Friday, April 27, 2012

Talkie Walkie


My stomach always too full, my mind always hungering for more.
Always in my green dress, hide those thighs, even if they stick to the leather seats of the car.
Out of sight, out of mind.
All kinds of crazy. All colors.
The warm wind, the grey skies, the Coromandel hills, big and green.
Breath at certain intervals, touch only certain people, eat and drink only certain things - don't want to be triggered into a binge and then the angry purge.
Don't want to feel this endless anger, this hopelessness, this desire to die.
All kinds of crazy.



I feel sad knowledge when I remember this.
My seventeenth summer.
Caught, trapped, too terrified to come up for air -
but longing for something out of reach,
watching the light on the water above me,
and I'm not myself,
swimming away,
relieved to be leaving that version of me behind.

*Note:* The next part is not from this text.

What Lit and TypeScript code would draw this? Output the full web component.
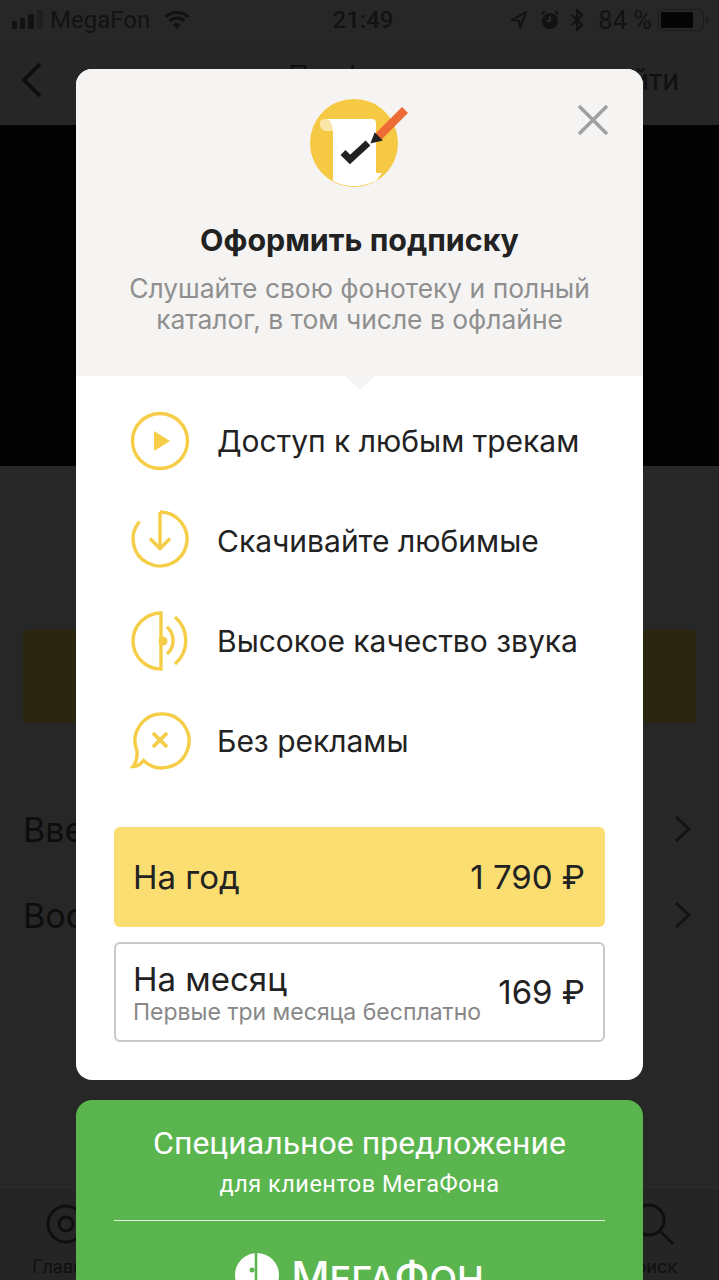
import { html, css, LitElement } from 'lit'
import { customElement } from 'lit/decorators.js'

const Y = '#f5cd47'

const playIcon = html`<svg width="64" height="64" viewBox="128 409 64 64" fill="none" stroke=${Y} stroke-width="3.4">
    <circle cx="160" cy="441" r="27.5" />
    <path d="M154 431L170 441L154 451Z" fill=${Y} stroke="none" />
</svg>`

const downloadIcon = html`<svg width="64" height="64" viewBox="128 509 64 64" fill="none" stroke=${Y} stroke-width="3.4">
    <path d="M160 512A27 27 0 1 1 139.500 521.500" />
    <path d="M160 512V548M150 538.500L160 548.500L170 538.500" />
</svg>`

const soundIcon = html`<svg width="64" height="64" viewBox="128 609 64 64" fill="none" stroke=${Y} stroke-width="3.4">
    <path d="M161 613A28 28 0 0 0 161 669Z" />
    <circle cx="163" cy="641" r="4.500" fill=${Y} stroke="none" />
    <path d="M167 627A18 18 0 0 1 167 654" />
    <path d="M175 617A31 31 0 0 1 175 664" />
</svg>`

const adIcon = html`<svg width="64" height="64" viewBox="128 710 64 64" fill="none" stroke=${Y} stroke-width="3.4">
    <path d="M143.500 761.500A27 27 0 1 0 137 752C137.500 758 136 764 133 767.500C137 767.500 141 765 143.500 761.500Z" />
    <path d="M153 734L167 748M167 734L153 748" stroke-width="3.800" />
</svg>`

const features = [
    { icon: playIcon, label: 'Доступ к любым трекам' },
    { icon: downloadIcon, label: 'Скачивайте любимые' },
    { icon: soundIcon, label: 'Высокое качество звука' },
    { icon: adIcon, label: 'Без рекламы' },
]

@customElement('app-root')
export class AppRoot extends LitElement {
    static styles = css`
        :host {
            display: block;
            position: relative;
            width: 719px;
            height: 1280px;
            overflow: hidden;
            background: #272727;
            font-family: Inter, 'Liberation Sans', sans-serif;
        }

        /* page behind the dialog */
        .status {
            height: 40px;
            display: flex;
            align-items: center;
            padding: 0 11px 0 12px;
            color: #121212;
            font-family: Roboto, sans-serif;
            font-size: 24px;
        }
        .status-left,
        .status-right {
            flex: 1;
            display: flex;
            align-items: center;
        }
        .carrier {
            margin: 0 14px 0 6px;
        }
        .status-right {
            justify-content: flex-end;
        }
        .alarm {
            margin: 0 12px 0 14px;
        }
        .percent {
            margin: 0 6px 0 15px;
            font-size: 25.500px;
        }
        .clock {
            font-weight: 500;
            font-size: 24px;
            margin-left: 6px;
        }
        .nav {
            height: 85px;
            box-sizing: border-box;
            position: relative;
            display: flex;
            align-items: center;
            justify-content: space-between;
            padding: 0 40px 6px 20px;
            color: #0f0f0f;
            font-size: 28px;
            background: #262626;
        }
        .nav-title {
            position: absolute;
            left: 288px;
            top: 19px;
        }
        .hero {
            height: 341px;
            background: #020202;
        }
        .back-body {
            height: 721px;
            padding: 164px 23px 0;
            box-sizing: border-box;
        }
        .banner {
            height: 93px;
            border-radius: 4px;
            background: #2b2610;
        }
        .back-rows {
            margin-top: 85px;
            display: flex;
            flex-direction: column;
            gap: 44px;
            color: #0d0d0d;
            font-size: 34px;
        }
        .back-row {
            height: 42px;
            display: flex;
            align-items: center;
            justify-content: space-between;
            padding-right: 4px;
        }
        .tabs {
            height: 93px;
            border-top: 1px solid #2d2d2d;
            box-sizing: border-box;
            display: flex;
            justify-content: space-between;
            padding: 14px 42px 0 32px;
            color: #0f0f0f;
            font-size: 18px;
            background: #252525;
        }
        .tab {
            display: flex;
            flex-direction: column;
            gap: 10px;
        }
        .tab.end {
            align-items: flex-end;
        }

        /* dialog */
        .overlay {
            position: absolute;
            left: 76px;
            top: 69px;
            width: 567px;
            display: flex;
            flex-direction: column;
            gap: 20px;
        }
        .modal {
            position: relative;
            height: 1011px;
            border-radius: 16px;
            background: #fff;
            overflow: hidden;
        }
        .head {
            height: 307px;
            box-sizing: border-box;
            background: #f5f4f2;
            display: flex;
            flex-direction: column;
            align-items: center;
            padding-top: 28px;
            position: relative;
        }
        .head::after {
            content: '';
            position: absolute;
            left: 269px;
            bottom: -14px;
            border-style: solid;
            border-width: 14px 15px 0;
            border-color: #f5f4f2 transparent transparent;
        }
        .close {
            position: absolute;
            right: 34px;
            top: 35px;
        }
        .head h1 {
            margin: 33px 0 0;
            font-size: 30.400px;
            line-height: 36px;
            font-weight: 700;
            color: #222;
        }
        .head p {
            margin: 15px 0 0;
            width: 490px;
            text-align: center;
            font-size: 26.400px;
            line-height: 31px;
            color: #8f8f8f;
        }
        .features {
            display: flex;
            flex-direction: column;
            gap: 36px;
            padding: 33px 0 0 52px;
        }
        .feature {
            height: 64px;
            display: flex;
            align-items: center;
            gap: 25px;
            font-size: 30px;
            color: #222;
            white-space: nowrap;
        }
        .plans {
            display: flex;
            flex-direction: column;
            gap: 15px;
            margin: 54px 38px 0;
        }
        .plan {
            height: 100px;
            box-sizing: border-box;
            border-radius: 6px;
            display: flex;
            align-items: center;
            justify-content: space-between;
            padding: 0 20px 0 19px;
            font-size: 33px;
            color: #222;
            white-space: nowrap;
        }
        .plan.year {
            background: #fade72;
        }
        .plan.month {
            border: 2px solid #c9c9c9;
            padding: 0 18px 0 17px;
        }
        .plan small {
            display: block;
            font-size: 23px;
            line-height: 26px;
            color: #878787;
        }
        .plan .name {
            line-height: 40px;
        }

        /* offer */
        .offer {
            height: 200px;
            flex: none;
            border-radius: 16px 16px 0 0;
            background: #5bb54f;
            color: #fff;
            font-family: Roboto, sans-serif;
            text-align: center;
            padding: 24px 38px 0;
            box-sizing: border-box;
        }
        .offer-title {
            font-size: 32px;
            line-height: 38px;
        }
        .offer-sub {
            margin-top: 8px;
            font-size: 23.500px;
            line-height: 28px;
            letter-spacing: 0.5px;
        }
        .offer hr {
            margin: 22px 0 0;
            border: none;
            height: 1px;
            background: #e4f3e1;
        }
        .logo {
            margin-top: 31px;
            display: flex;
            justify-content: center;
            align-items: flex-start;
            gap: 12px;
            font-family: Inter, sans-serif;
            font-size: 36px;
            line-height: 50px;
            font-weight: 500;
            white-space: nowrap;
        }
        .logo b {
            font-size: 42px;
            font-weight: 500;
        }
    `

    render() {
        return html`
            <div class="status">
                <div class="status-left">
                    <svg width="32" height="20" viewBox="0 0 32 20" fill="#121212">
                        <rect x="0" y="11" width="5" height="8" rx="1" />
                        <rect x="8" y="8" width="5" height="11" rx="1" />
                        <rect x="16" y="4" width="6" height="15" rx="1" />
                        <rect x="25" y="0" width="6" height="19" rx="1" fill="#1f1f1f" />
                    </svg>
                    <span class="carrier">MegaFon</span>
                    <svg width="26" height="20" viewBox="0 0 26 20" fill="none" stroke="#121212" stroke-width="3">
                        <path d="M1.500 7C8 1 18 1 24.500 7M5.500 11C10 7 16 7 20.500 11" />
                        <path d="M9 14.500C11.500 12.500 14.500 12.500 17 14.500L13 19Z" fill="#121212" stroke="none" />
                    </svg>
                </div>
                <span class="clock">21:49</span>
                <div class="status-right">
                    <svg width="16" height="18" viewBox="0 0 16 18" fill="none" stroke="#121212" stroke-width="2">
                        <path d="M15 1L1 9L8 10L9 17Z" />
                    </svg>
                    <svg class="alarm" width="18" height="20" viewBox="0 0 18 20" fill="#121212">
                        <circle cx="9" cy="11" r="8" />
                        <path d="M1 4L4 1M17 4L14 1" stroke="#121212" stroke-width="2" />
                        <path d="M9 6V11H6" fill="none" stroke="#333" stroke-width="1.500" />
                    </svg>
                    <svg width="12" height="22" viewBox="0 0 12 22" fill="none" stroke="#121212" stroke-width="2">
                        <path d="M1 6L11 16L6 21V1L11 6L1 16" />
                    </svg>
                    <span class="percent">84 %</span>
                    <svg width="50" height="22" viewBox="0 0 50 22">
                        <rect x="0.500" y="0.500" width="45" height="21" rx="5" fill="none" stroke="#1b1b1b" />
                        <rect x="3" y="3" width="32" height="16" rx="2" fill="#050505" />
                        <rect x="48" y="8" width="2" height="6" fill="#1b1b1b" />
                    </svg>
                </div>
            </div>
            <div class="nav">
                <svg width="24" height="36" viewBox="0 0 24 36" fill="none" stroke="#0d0d0d" stroke-width="3.500">
                    <path d="M20 2L4 18L20 34" />
                </svg>
                <span class="nav-title">Профиль</span>
                <span>Войти</span>
            </div>
            <div class="hero"></div>
            <div class="back-body">
                <div class="banner"></div>
                <div class="back-rows">
                    <div class="back-row">
                        <span>Ввести промокод</span>
                        <svg width="18" height="28" viewBox="0 0 18 28" fill="none" stroke="#131313" stroke-width="3">
                            <path d="M2 2L15 14L2 26" />
                        </svg>
                    </div>
                    <div class="back-row">
                        <span>Восстановить</span>
                        <svg width="18" height="28" viewBox="0 0 18 28" fill="none" stroke="#131313" stroke-width="3">
                            <path d="M2 2L15 14L2 26" />
                        </svg>
                    </div>
                </div>
            </div>
            <div class="tabs">
                <div class="tab">
                    <svg width="44" height="44" viewBox="0 0 44 44" fill="none" stroke="#0f0f0f" stroke-width="3">
                        <circle cx="34" cy="22" r="18" />
                        <circle cx="34" cy="22" r="7" />
                    </svg>
                    <span>Главная</span>
                </div>
                <div class="tab end">
                    <svg width="44" height="44" viewBox="0 0 44 44" fill="none" stroke="#0f0f0f" stroke-width="3">
                        <circle cx="16" cy="18" r="15" />
                        <path d="M27 29L40 42" />
                    </svg>
                    <span>Поиск</span>
                </div>
            </div>

            <div class="overlay">
                <div class="modal">
                    <div class="head">
                        <svg width="100" height="92" viewBox="310 96 100 92">
                            <circle cx="354" cy="142" r="44" fill="#f6c944" />
                            <path d="M320 122Q320 118 325 118H340V130H326Q320 130 320 122Z" fill="#f9e5a8" />
                            <path d="M333 130Q332 118 326 118H372Q376 118 376 122V172L382 172L376 180Q365 185 354 185Q342 185 333 180Z" fill="#fff" />
                            <path d="M377 137L405 109" stroke="#ee6b35" stroke-width="8.500" />
                            <path d="M372 141L381 139L375 133Z" fill="#222" stroke="#222" stroke-width="2" />
                            <path d="M343 151.500L350 158.500L368 142" fill="none" stroke="#222" stroke-width="7" />
                        </svg>
                        <svg class="close" width="32" height="32" viewBox="0 0 32 32" stroke="#a0a0a0" stroke-width="3.500">
                            <path d="M2 2L30 30M30 2L2 30" />
                        </svg>
                        <h1>Оформить подписку</h1>
                        <p>Слушайте свою фонотеку и полный каталог, в том числе в офлайне</p>
                    </div>
                    <div class="features">
                        ${features.map((f) => html`<div class="feature">${f.icon}<span>${f.label}</span></div>`)}
                    </div>
                    <div class="plans">
                        <div class="plan year">
                            <span>На год</span>
                            <span>1 790 ₽</span>
                        </div>
                        <div class="plan month">
                            <div>
                                <div class="name">На месяц</div>
                                <small>Первые три месяца бесплатно</small>
                            </div>
                            <span>169 ₽</span>
                        </div>
                    </div>
                </div>
                <div class="offer">
                    <div class="offer-title">Специальное предложение</div>
                    <div class="offer-sub">для клиентов МегаФона</div>
                    <hr />
                    <div class="logo">
                        <svg width="44" height="46" viewBox="0 0 44 46">
                            <circle cx="22" cy="23" r="22" fill="#fff" />
                            <path d="M21 0V30Q21 36 16 38" fill="none" stroke="#5bb54f" stroke-width="2.500" />
                            <circle cx="17" cy="18" r="2.500" fill="#5bb54f" />
                        </svg>
                        <span><b>М</b>ЕГА<b>Ф</b>ОН</span>
                    </div>
                </div>
            </div>
        `
    }
}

The car rides, the pain of the hunger in the early hours of the morning.
Gnawing nausea, deprivation, the sinking feeling.
What is that feeling?
Staring up through the window, the clear sky lightening, and the dark leaving me with a moon so full and bright, my fluids are pulled inexorably towards it.
I am levitated, eyes open and closed and captivated, in prayer.
Get me away, keep me safe.
I don't really know what I was praying for.

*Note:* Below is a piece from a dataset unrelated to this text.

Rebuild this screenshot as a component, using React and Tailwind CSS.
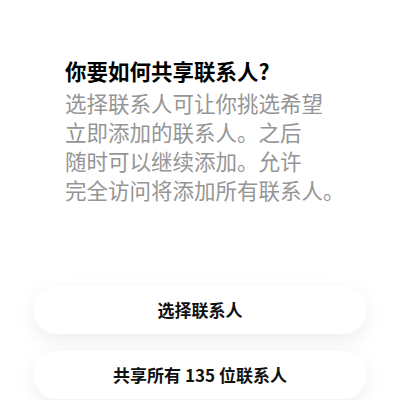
import React from 'react';

const lines = [
  '选择联系人可让你挑选希望',
  '立即添加的联系人。之后',
  '随时可以继续添加。允许',
  '完全访问将添加所有联系人。',
];

export default function App() {
  return (
    <div
      className="w-[400px] h-[400px] bg-white overflow-hidden flex flex-col"
      style={{ fontFamily: '"Noto Sans CJK SC", "Noto Sans", sans-serif' }}
    >
      <div className="pl-[65px] pt-[56px]">
        <h1 className="text-[21.5px] leading-[30px] font-bold text-black whitespace-nowrap">你要如何共享联系人?</h1>
        <div className="mt-[2px] text-[21.5px] leading-[29px] text-[#959595]">
          {lines.map((l, i) => (
            <p key={i} className="whitespace-nowrap">{l}</p>
          ))}
        </div>
      </div>

      <div className="mt-[82px] mx-[33px] flex flex-col gap-[17px]">
        <button className="h-[48px] rounded-full bg-white shadow-[0_6px_20px_rgba(0,0,0,0.07)] text-[17px] font-bold text-[#111]">
          选择联系人
        </button>
        <button className="h-[48px] rounded-full bg-white shadow-[0_6px_20px_rgba(0,0,0,0.07)] text-[17px] font-bold text-[#111]">
          共享所有 135 位联系人
        </button>
      </div>
    </div>
  );
}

 I had been in love, not the previous summer but the one before, with an unassuming gentleman. I think I startled him more than anything. My full female body, my youthful immature mind. I don't think he knew what to think.
Possibly he found it funny, or flattering. A little inappropriate.
Now, two summers later, I found myself walking in the long, wet grass while he set up his stall beside my parents', again and again at the same summer fairs.
I didn't feel much for him anymore, but the template of him was lodged somewhere deep inside me.

And now, and now... here...
A man of him, the shadow of his face in this face.
I shudder at my reaction, to him.
Harder to breathe, harder to stay still, the light a little too bright.
My body confused, my mind angry.
Who is he? How dare he come back to haunt me now!
In broad daylight.
Why is he interested in someone like me? I both want and don't want him to look me full in the face and smile.
I both want him and don't want him.



The harrowing weight of this.
Telling my husband, because I need to be entirely honest.
My husband nods, a mystery.
He is calm, and sad, and sits and waits till the tide of catastrophizing and attraction ebbs away.
What else is he to do?
What else am I to do?
Sit on my hands, and just accept that these things happen.
My therapist said that this would happen.
I would be pursued, I would be tempted.
But I have a choice.
And in my deepest, most beaten and broken of hearts,
I know that my love for husband is huge, compact, real and unbelievable.
A visitation from my past will be just that, a visit - brief - and then the veneer of this person and this situation will peel away.
And I will see this with such clarity that I will draw a sharp intake of breath, and then let go of the pain.



I hope.
As I swim away from her again, the old me, left floating in the waters.
I circled her once, twice.
I let her have some peace, let her sink to the bottom, in her green dress, with her long hair.
I swim away, and instead of tearing my chest open in an attempt to rid my body of the men of my past, I let my body absorb them, and release them in exhale when I reach the surface.

I feel sad knowledge when I accept this.
An attractive person that represents so much more than just attraction.
A knot in my stomach that will loosen with the passing of time.
And a breath for patience, a tightening grip on my husband's hand as he smiles at me, understanding.
And just this. Remembering. This. 


Air are Nicolas Godin and Jean-Benoit Dunckel. This french duo stole my sisters heart the summer that I just wrote about, and I would hear these strange, subtle melodies through the thin walls of our home.
These songs threaded together the long car rides around New Zealand that summer, ticking down the minutes of my life, stifling my breath from festivals to fair grounds.
I can't listen to this music without thinking of that time of my life.
These soothing sounds help me to remember that all things come to pass, even the tough times.
These soothing sounds now make me smile, and lull my screaming brainwaves to a calmer level.
I hope that you enjoy these sounds, these songs, this music.
I hope that you might possibly understand what I wrote today.